Blended Malt 11 Year (2010) Redacted Bros.

Thompson Bros. K&L Wines Selection ⠀

I’ve been getting into some of the simpler bottles on my shelf lately. Blends, 46%’ers, straightforward ex-bourbon casks—nothing too fancy. A couple of bottles have been hitting that spot for me. Ardnamurchan’s AD/ and these neat little blends from Thompson Bros. Having finished off this bottle recently, my appreciation for it evolved over the past year.


Distillery: Unknown. Possibly Miltonduff.

Bottler: Phil & Simon Thompson.

Region/style: Speyside* Blended Malt Scotch.

ABV: 50%.

Age: 11 years. Distilled in 2010. Bottled in 2021.

Cask type:  First Fill Barrels.

Color: 0.8 Deep Gold. Natural Color. Non-chill-filtered.

Price: $60.



Tasting Notes

Tasted neat in a Glencairn with 15+ minutes of rest. Dilution was added for the second half of the tasting with an additional rest of upwards of an hour.

Nose: Fruit and honey blended up in an industrial grease smoothie. Something about this blend brings out a weird accouterment of aromas. Unsalted European butter with a very grassy, green element. Clover, alfalfa, and sage. Unripe, green strawberries, right from the vine. Coinciding with the previous fruit note, there’s this artificial fruit punch aroma reminiscent of a Kool-Aid packet. Right behind the fruit is loud, obvious peat and cereals. That dirt and grit just remind me of a bagged school lunch. A warm ham sandwich in a plastic baggie. From the nose, I’m kind of in love with it.

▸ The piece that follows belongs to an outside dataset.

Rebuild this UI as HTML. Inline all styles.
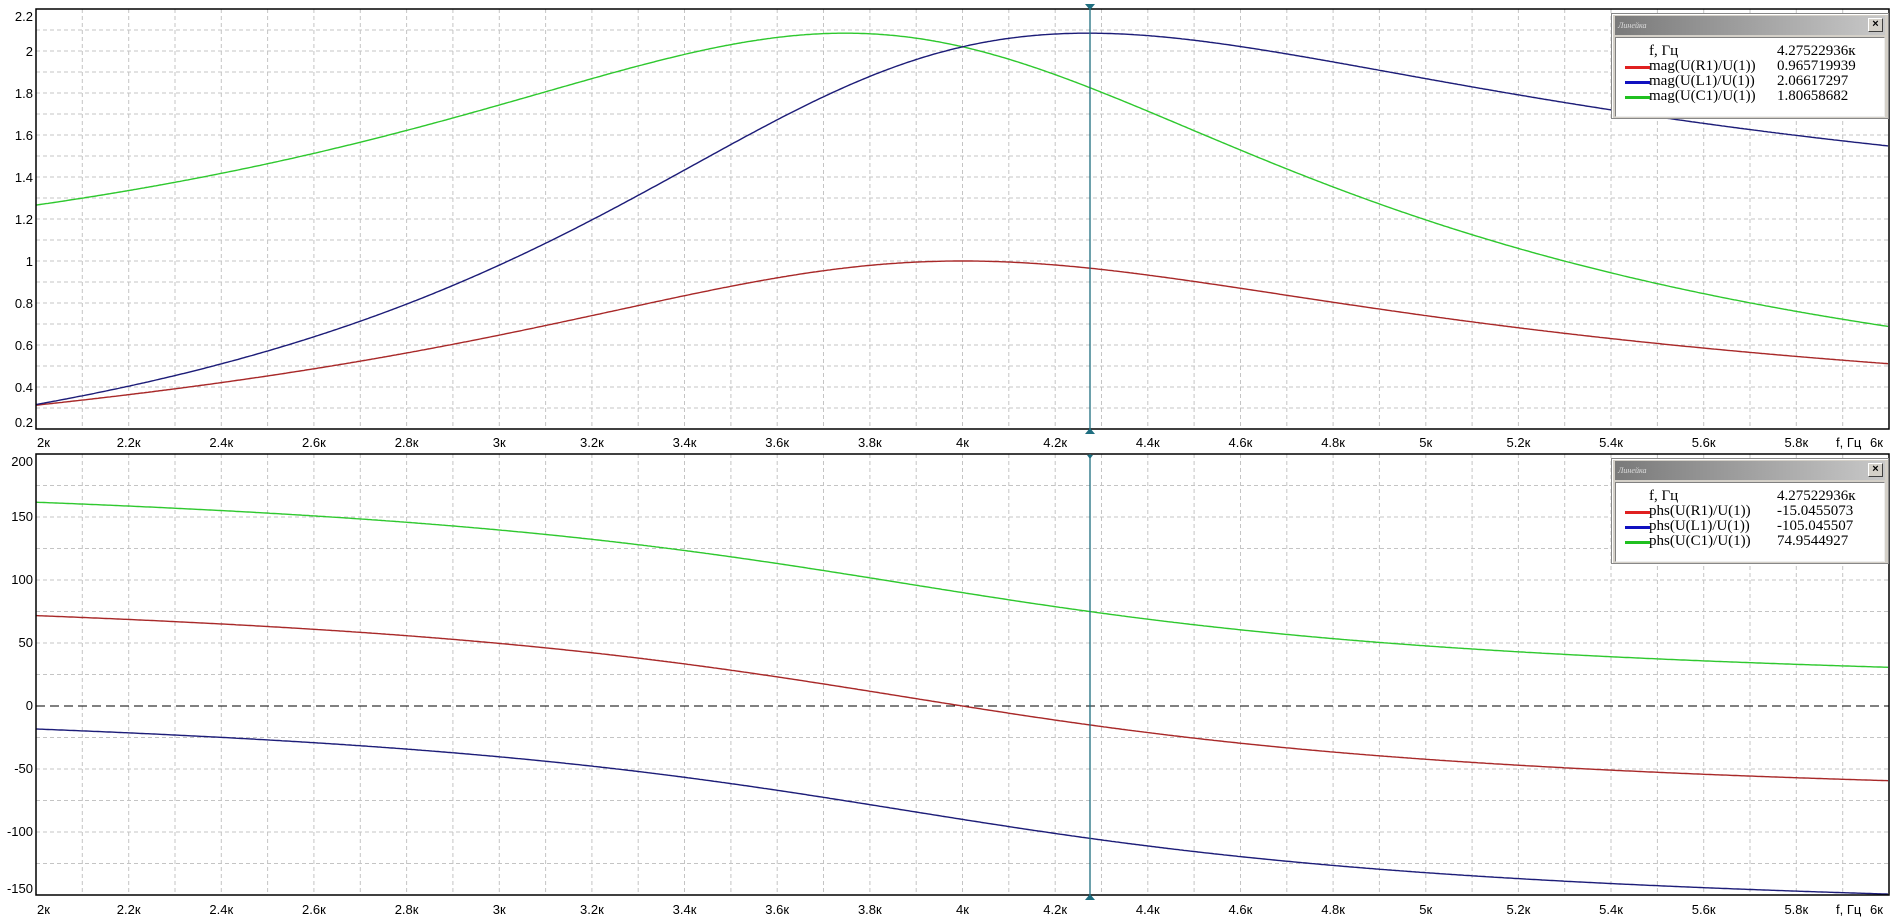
<!DOCTYPE html>
<html><head><meta charset="utf-8"><style>
body{margin:0;width:1892px;height:915px;background:#fff;overflow:hidden;position:relative;font-family:"Liberation Sans",sans-serif}
.yl{position:absolute;width:33px;text-align:right;font-size:13px;color:#000;line-height:14px}
.xl{position:absolute;font-size:13px;line-height:14px;color:#000;white-space:nowrap}
.leg{position:absolute;left:1611px;width:276px;background:#d4d0c8;border:1px solid #888;box-shadow:inset 1px 1px #fff}
.tb{height:19px;margin:2px 3px;background:linear-gradient(to right,#7a7a7a,#c8c8c8);position:relative;font:italic 8px "Liberation Serif",serif;color:#ddd;line-height:19px;padding-left:3px}
.x{position:absolute;right:2px;top:2px;width:13px;height:12px;background:#d4d0c8;border:1px solid #fff;border-right-color:#404040;border-bottom-color:#404040;font:bold 11px "Liberation Sans",sans-serif;color:#000;line-height:11px;text-align:center;font-style:normal}
.bd{margin:0 3px 3px;background:#fff;border:1px solid #808080;border-right-color:#eee;border-bottom-color:#eee;height:78px;position:relative;font:15px "Liberation Serif","Noto Serif CJK SC",serif;color:#000}
.r{position:absolute;left:0;width:100%;height:15px;line-height:15px}
.r .n{position:absolute;left:33px}.r .v{position:absolute;left:161px}
.r .s{position:absolute;left:9px;top:7px;width:25px;height:3px}
</style></head><body>
<svg id="g" width="1892" height="915" style="position:absolute;left:0;top:0"></svg>
<div class="yl" style="top:10px">2.2</div><div class="yl" style="top:45px">2</div><div class="yl" style="top:87px">1.8</div><div class="yl" style="top:129px">1.6</div><div class="yl" style="top:171px">1.4</div><div class="yl" style="top:213px">1.2</div><div class="yl" style="top:255px">1</div><div class="yl" style="top:297px">0.8</div><div class="yl" style="top:339px">0.6</div><div class="yl" style="top:381px">0.4</div><div class="yl" style="top:416px">0.2</div>
<div class="yl" style="top:455px">200</div><div class="yl" style="top:510px">150</div><div class="yl" style="top:573px">100</div><div class="yl" style="top:636px">50</div><div class="yl" style="top:699px">0</div><div class="yl" style="top:762px">-50</div><div class="yl" style="top:825px">-100</div><div class="yl" style="top:882px">-150</div>
<div id="xl"></div>
<div class="leg" style="top:13px;height:104px">
<div class="tb">Линейка<div class="x">×</div></div>
<div class="bd">
<div class="r" style="top:6px"><span class="n">f, Гц</span><span class="v">4.27522936к</span></div>
<div class="r" style="top:21px"><span class="s" style="background:#e02020"></span><span class="n">mag(U(R1)/U(1))</span><span class="v">0.965719939</span></div>
<div class="r" style="top:36px"><span class="s" style="background:#1010c0"></span><span class="n">mag(U(L1)/U(1))</span><span class="v">2.06617297</span></div>
<div class="r" style="top:51px"><span class="s" style="background:#20c020"></span><span class="n">mag(U(C1)/U(1))</span><span class="v">1.80658682</span></div>
</div></div>
<div class="leg" style="top:458px;height:104px">
<div class="tb">Линейка<div class="x">×</div></div>
<div class="bd">
<div class="r" style="top:6px"><span class="n">f, Гц</span><span class="v">4.27522936к</span></div>
<div class="r" style="top:21px"><span class="s" style="background:#e02020"></span><span class="n">phs(U(R1)/U(1))</span><span class="v">-15.0455073</span></div>
<div class="r" style="top:36px"><span class="s" style="background:#1010c0"></span><span class="n">phs(U(L1)/U(1))</span><span class="v">-105.045507</span></div>
<div class="r" style="top:51px"><span class="s" style="background:#20c020"></span><span class="n">phs(U(C1)/U(1))</span><span class="v">74.9544927</span></div>
</div></div>
<script>
var L=36,R=1889,W=R-L,T1=9,B1=429,T2=454,B2=895;
var s='';
function X(f){return L+(f-2)/4*W;}
// grids
for(var i=1;i<40;i++){var x=(L+i*W/40).toFixed(1);s+='<line x1="'+x+'" y1="'+T1+'" x2="'+x+'" y2="'+B1+'" stroke="#c4c4c4" stroke-dasharray="4,3"/>';s+='<line x1="'+x+'" y1="'+T2+'" x2="'+x+'" y2="'+B2+'" stroke="#c4c4c4" stroke-dasharray="4,3"/>';}
for(var i=1;i<20;i++){var y=(T1+i*21).toFixed(1);s+='<line x1="'+L+'" y1="'+y+'" x2="'+R+'" y2="'+y+'" stroke="#c4c4c4" stroke-dasharray="4,3"/>';}
for(var i=1;i<14;i++){if(i==8)continue;var y=(T2+i*31.5).toFixed(1);s+='<line x1="'+L+'" y1="'+y+'" x2="'+R+'" y2="'+y+'" stroke="#c4c4c4" stroke-dasharray="4,3"/>';}
s+='<line x1="'+L+'" y1="706" x2="'+R+'" y2="706" stroke="#000" stroke-dasharray="9,5"/>';
var Q=2.02,pr='',pl='',pc='',qr='',ql='',qc='';
function Y1(v){return B1-(v-0.2)*210;}function Y2(v){return T2+(200-v)*1.26;}
for(var px=0;px<=W;px+=2){var f=2+px/W*4,u=f/4,k=Q*(u-1/u),m=1/Math.sqrt(1+k*k),ph=-Math.atan(k)*180/Math.PI;
var x=(L+px).toFixed(1),c=px?'L':'M';
pr+=c+x+','+Y1(m).toFixed(1);pl+=c+x+','+Y1(Q*u*m).toFixed(1);pc+=c+x+','+Y1(Q/u*m).toFixed(1);
qr+=c+x+','+Y2(ph).toFixed(1);ql+=c+x+','+Y2(ph-90).toFixed(1);qc+=c+x+','+Y2(ph+90).toFixed(1);}
s+='<clipPath id="c1"><rect x="'+L+'" y="'+T1+'" width="'+W+'" height="'+(B1-T1)+'"/></clipPath>';
s+='<g clip-path="url(#c1)" fill="none" stroke-width="1.4"><path d="'+pr+'" stroke="#a82828"/><path d="'+pc+'" stroke="#2ec82e"/><path d="'+pl+'" stroke="#1c1c78"/></g>';
s+='<g fill="none" stroke-width="1.4"><path d="'+qr+'" stroke="#a82828"/><path d="'+qc+'" stroke="#2ec82e"/><path d="'+ql+'" stroke="#1c1c78"/></g>';
s+='<rect x="'+L+'" y="'+T1+'" width="'+W+'" height="'+(B1-T1)+'" fill="none" stroke="#000" stroke-width="1.5"/>';
s+='<rect x="'+L+'" y="'+T2+'" width="'+W+'" height="'+(B2-T2)+'" fill="none" stroke="#000" stroke-width="1.5"/>';
var cx=1090;
s+='<line x1="'+cx+'" y1="'+T1+'" x2="'+cx+'" y2="'+B1+'" stroke="#1e6e80" stroke-width="1.3"/><line x1="'+cx+'" y1="'+T2+'" x2="'+cx+'" y2="'+B2+'" stroke="#1e6e80" stroke-width="1.3"/>';
s+='<path d="M1085,4L1095,4L1090,10Z M1085,434L1095,434L1090,428Z M1087,455L1093,455L1090,459Z M1085,900L1095,900L1090,894Z" fill="#1e6e80"/>';
document.getElementById('g').innerHTML=s;
var h='';var labs=['2к','2.2к','2.4к','2.6к','2.8к','3к','3.2к','3.4к','3.6к','3.8к','4к','4.2к','4.4к','4.6к','4.8к','5к','5.2к','5.4к','5.6к','5.8к'];
[436,903].forEach(function(t){labs.forEach(function(l,i){var x=X(2+i*0.2);var st=i==0?'left:'+(L+1)+'px':'left:'+(x-40)+'px;width:80px;text-align:center';h+='<div class="xl" style="top:'+t+'px;'+st+'">'+l+'</div>';});
h+='<div class="xl" style="top:'+t+'px;left:1836px">f, Гц</div><div class="xl" style="top:'+t+'px;left:1870px">6к</div>';});
document.getElementById('xl').innerHTML=h;
</script>
</body></html>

Palate: Dirty, funky peat with a side of engine oil. Very industrial in composition on the nose and now the palate. The fruits are kind of murky but the flavors are still evident at the sides of your tongue. Summer berries and hopped mead. The grassy elements are clear and clean like fresh-cut herbs from your back garden. Fresh watermelon and rocket summer salad. Sesame oil and toasted black sesame paste. A salinity comes around with a welcome umami emphasis.

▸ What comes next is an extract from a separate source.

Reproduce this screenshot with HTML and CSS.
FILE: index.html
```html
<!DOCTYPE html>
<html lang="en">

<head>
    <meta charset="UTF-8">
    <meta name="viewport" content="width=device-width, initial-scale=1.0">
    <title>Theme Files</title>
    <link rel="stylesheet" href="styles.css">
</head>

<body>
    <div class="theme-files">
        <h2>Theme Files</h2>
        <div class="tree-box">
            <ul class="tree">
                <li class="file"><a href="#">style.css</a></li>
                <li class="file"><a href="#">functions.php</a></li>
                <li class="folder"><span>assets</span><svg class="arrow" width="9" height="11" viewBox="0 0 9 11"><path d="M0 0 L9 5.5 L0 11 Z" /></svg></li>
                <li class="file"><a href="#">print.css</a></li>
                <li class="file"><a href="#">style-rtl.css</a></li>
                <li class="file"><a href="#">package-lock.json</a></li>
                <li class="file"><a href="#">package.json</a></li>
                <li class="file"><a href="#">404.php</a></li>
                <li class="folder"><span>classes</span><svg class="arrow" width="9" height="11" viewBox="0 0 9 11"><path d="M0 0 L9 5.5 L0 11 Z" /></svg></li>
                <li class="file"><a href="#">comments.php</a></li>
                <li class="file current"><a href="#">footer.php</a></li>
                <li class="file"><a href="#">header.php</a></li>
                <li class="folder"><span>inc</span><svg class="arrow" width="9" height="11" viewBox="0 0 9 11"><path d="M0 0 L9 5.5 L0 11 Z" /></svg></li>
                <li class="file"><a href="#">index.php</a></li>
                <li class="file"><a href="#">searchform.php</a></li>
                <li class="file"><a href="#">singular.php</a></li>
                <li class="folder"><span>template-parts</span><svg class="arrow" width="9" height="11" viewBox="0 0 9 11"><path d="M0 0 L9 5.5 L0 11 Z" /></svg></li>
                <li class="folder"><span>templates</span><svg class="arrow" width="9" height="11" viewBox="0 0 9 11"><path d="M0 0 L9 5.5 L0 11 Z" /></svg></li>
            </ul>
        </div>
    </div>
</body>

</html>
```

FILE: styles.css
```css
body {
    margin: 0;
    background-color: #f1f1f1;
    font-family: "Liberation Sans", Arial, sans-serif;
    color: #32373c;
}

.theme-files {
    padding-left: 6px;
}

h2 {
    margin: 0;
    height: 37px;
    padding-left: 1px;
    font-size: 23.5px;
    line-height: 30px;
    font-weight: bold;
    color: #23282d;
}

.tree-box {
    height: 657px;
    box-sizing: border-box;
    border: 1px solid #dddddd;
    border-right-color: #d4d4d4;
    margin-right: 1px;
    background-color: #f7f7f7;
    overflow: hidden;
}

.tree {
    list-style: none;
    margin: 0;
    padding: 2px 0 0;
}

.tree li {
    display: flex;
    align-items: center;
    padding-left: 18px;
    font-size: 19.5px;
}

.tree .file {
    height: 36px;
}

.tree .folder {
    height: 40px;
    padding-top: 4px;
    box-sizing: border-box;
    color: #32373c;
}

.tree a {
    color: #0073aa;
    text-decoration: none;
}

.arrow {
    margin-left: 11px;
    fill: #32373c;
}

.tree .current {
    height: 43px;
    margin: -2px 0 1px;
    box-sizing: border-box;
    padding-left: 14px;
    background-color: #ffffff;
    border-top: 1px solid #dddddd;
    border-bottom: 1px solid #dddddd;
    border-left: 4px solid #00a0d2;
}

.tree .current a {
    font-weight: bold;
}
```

Finish: A subtle hint of a sherry cask in the blend, just sufficient to perk up my taste buds. Lots of old tannic oak bitterness. It’s old, earthy, and dirty with just a light fruity wisp on the finish. Textiles and old warehouse dust. Heavy cereal notes and a light sweet barley flavor coming through. Metals of iron and rust, like a butter-basted steak in a cast iron pan. Wet grass cuttings and mulched leaves. Mushrooms and vegetarian broth. The finish is so damn earthy and I’m here for it.


Overall

The flavors and aromas keep placing my mind in my driveway. Under the car, changing my oil, waiting for it to drain. Drinking a lukewarm beer, with condensation dripping on the cardboard ground cover. Casual, rugged kind of malt.

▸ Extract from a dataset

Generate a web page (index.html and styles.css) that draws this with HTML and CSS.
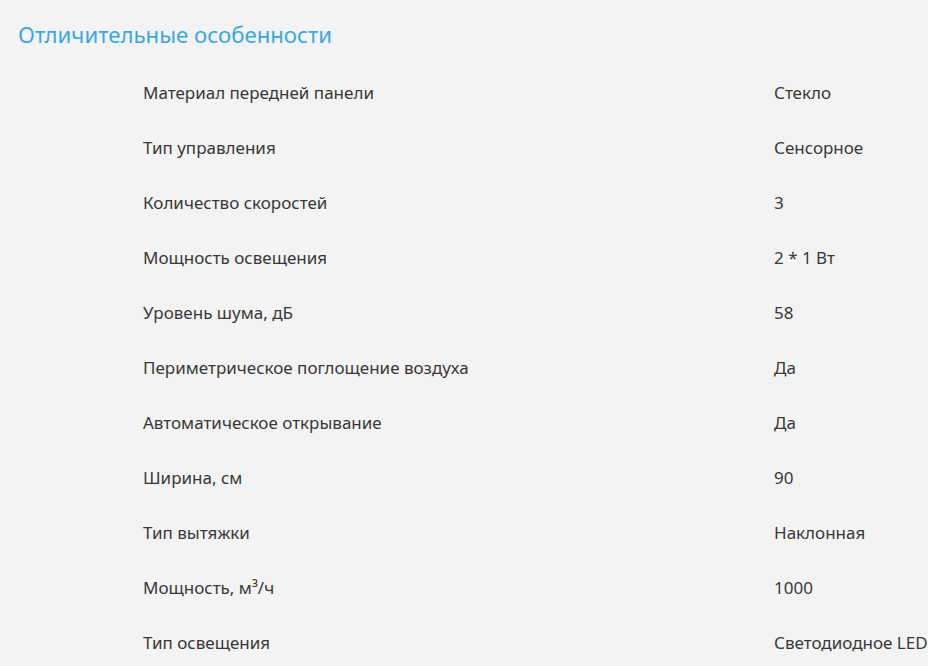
FILE: index.html
```html
<!DOCTYPE html>
<html lang="ru">
<head>
<meta charset="utf-8">
<link rel="stylesheet" href="styles.css">
</head>
<body>
<section class="features">
  <h2 class="features__title">Отличительные особенности</h2>
  <div class="features__list">
    <div class="row"><span class="row__label">Материал передней панели</span><span class="row__value">Стекло</span></div>
    <div class="row"><span class="row__label">Тип управления</span><span class="row__value">Сенсорное</span></div>
    <div class="row"><span class="row__label">Количество скоростей</span><span class="row__value">3</span></div>
    <div class="row"><span class="row__label">Мощность освещения</span><span class="row__value">2 * 1 Вт</span></div>
    <div class="row"><span class="row__label">Уровень шума, дБ</span><span class="row__value">58</span></div>
    <div class="row"><span class="row__label">Периметрическое поглощение воздуха</span><span class="row__value">Да</span></div>
    <div class="row"><span class="row__label">Автоматическое открывание</span><span class="row__value">Да</span></div>
    <div class="row"><span class="row__label">Ширина, см</span><span class="row__value">90</span></div>
    <div class="row"><span class="row__label">Тип вытяжки</span><span class="row__value">Наклонная</span></div>
    <div class="row"><span class="row__label">Мощность, м³/ч</span><span class="row__value">1000</span></div>
    <div class="row"><span class="row__label">Тип освещения</span><span class="row__value">Светодиодное LED</span></div>
  </div>
</section>
</body>
</html>
```
FILE: styles.css
```css
html, body {
  margin: 0;
  padding: 0;
  background: #f3f3f3;
}
body {
  font-family: "Noto Sans", "DejaVu Sans", sans-serif;
  color: #383838;
  overflow: hidden;
}
.features {
  padding: 20px 0 0 18px;
}
.features__title {
  margin: 0;
  font-size: 22.2px;
  font-weight: 400;
  color: #3aa8e0;
  line-height: 30px;
}
.features__list {
  display: flex;
  flex-direction: column;
  padding-top: 33px;
}
.row {
  display: grid;
  grid-template-columns: 631px 1fr;
  padding-left: 125px;
  height: 55px;
  font-size: 17px;
  line-height: 20px;
  white-space: nowrap;
}
.row__label, .row__value {
  display: block;
}
```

This is a nice bottle to have around for a dram that has zero expectations. It’s not the best flavor in the world. Not some hidden gem but it’s a bottle that I grew to enjoy. It’s the sub sandwich you packed for a beach getaway that you unfortunately dropped and tried to brush the gritty sand away. It didn’t entirely work. I don’t know why I have these intense flavor imageries but it ended up ultimately being an enjoyable bottle for me.

One part brilliance of blending, a splash of creativity, and an equal amount of eating mud. What a dirty little blend.